Müslüman Kürt Marksistlerin arasında yaşasa bile onlardan biri değildir. Sonuçta altın madeninin yatağı da toprak ve kumdur. Hanımefendi Müslümanlara “gerici” diyormuş. Gericilik sizin işiniz! Bütün dünyanın kabul etmediği, dünyanın hiçbir yerinde muvafak olmadığı, ortaya çıktığı günden beri insanlığa gözyaşı, keder, elem ve kandan başka hediye etmediği ve uğruna milyonların canına kıyıldığı, Marksizt Lenininst olanlar sizsiniz, Müslümanlar değildir. Hz. Peygamber’in katıldığı 27 savaş ve düzenlediği 60 seriyeden, düşman ve Müslümanlardan ölü sayısı 916’dır. Müslümanların şiarı öldürmek olmadı hep doğruya kazandırmak ve yaşatmak olmuştur. 

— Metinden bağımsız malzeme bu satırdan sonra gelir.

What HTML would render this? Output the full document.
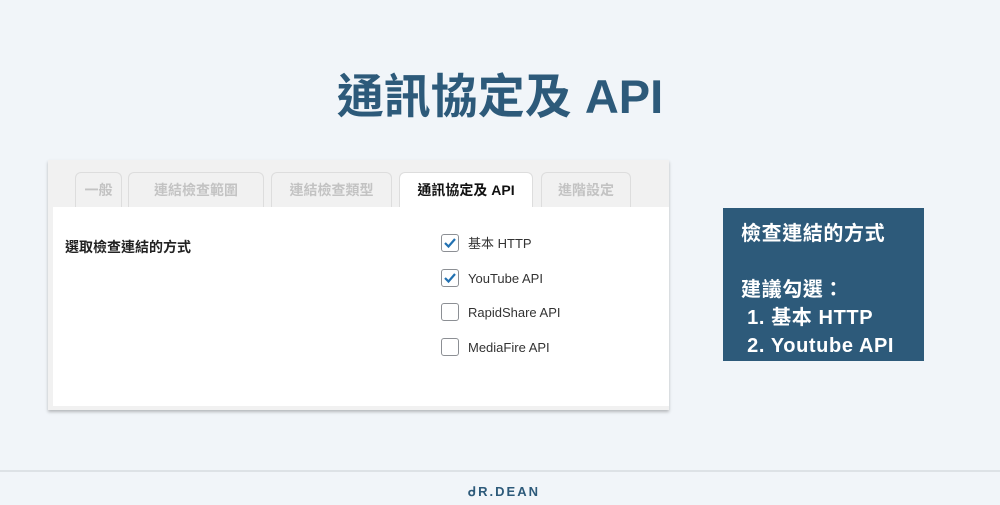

 “Zulmü alkışlayamam, zalimi asla sevemem; / Gelenin keyfi için geçmişe kalkıp sövemem. / Biri ecdadıma saldırdımı, hatta boğarım! ... / Yumuşak başlı isem, kim dedi uysal koyunum? / Kesilir belki, fakat çekmeye gelmez boyunum! / Kanayan bir yara gördüm mü yanar ta ciğerim, / Onu dindirmek için kamçı yerim, çifte yerim! / Adam aldırmada geç git! diyemem aldırırım. / Çiğnerim, çiğnenirim, hakkı tutar kaldırırım! / Zalimin hasmıyım amma severim mazlumu... / İrticanın şu sizin lehçede ma'nası bu mu?” diyordu şair.

Yazar Enver Aysever, Necip Fazıl Kısakürek'i gericilikle eleştirdi. Necip Fazıl ona; “Biz bize gerici diyenlere ancak deh demek için gerideyiz!” demişti. Ey inanan üzülme! Ağına batan dikenler aradığın gülün habercisidir. Vesselam.